Abstract

In the design of surveillance, there is often a desire to target high risk herds. Such risk-based approaches result in better allocation of resources and improve the performance of surveillance activities. For many contagious animal diseases, movement of live animals is a main route of transmission, and because of this, herds that purchase many live animals or have a large contact network due to trade can be seen as a high risk stratum of the population. This paper presents a new method to assess herd disease risk in animal movement networks. It is an improvement to current network measures that takes direction, temporal order, and also movement size and probability of disease into account. In the study, the method was used to calculate a probability of disease ratio (PDR) of herds in simulated datasets, and of real herds based on animal movement data from dairy herds included in a bulk milk survey for Coxiella burnetii. Known differences in probability of disease are easily incorporated in the calculations and the PDR was calculated while accounting for regional differences in probability of disease, and also by applying equal probability of disease throughout the population. Each herd's increased probability of disease due to purchase of animals was compared to both the average herd and herds within the same risk stratum.
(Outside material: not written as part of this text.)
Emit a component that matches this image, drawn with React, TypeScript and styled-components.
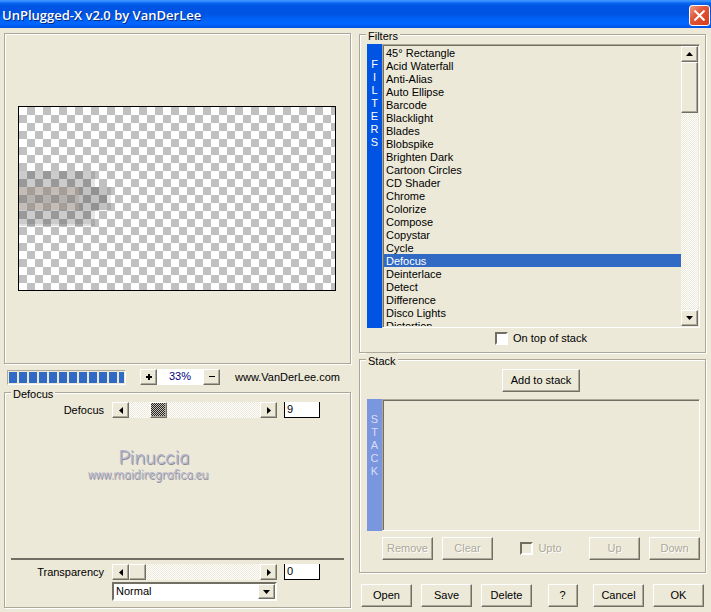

The results show that the PDR is able to capture the different circumstances related to disease prevalence and animal trade contact patterns. Comparison of results based on inclusion or exclusion of differences in risk also highlights how ignoring such differences can influence the ability to correctly identify high risk herds. The method shows a potential to be useful for risk-based surveillance, in the classification of herds in control programmes or to represent influential contacts in risk factor studies.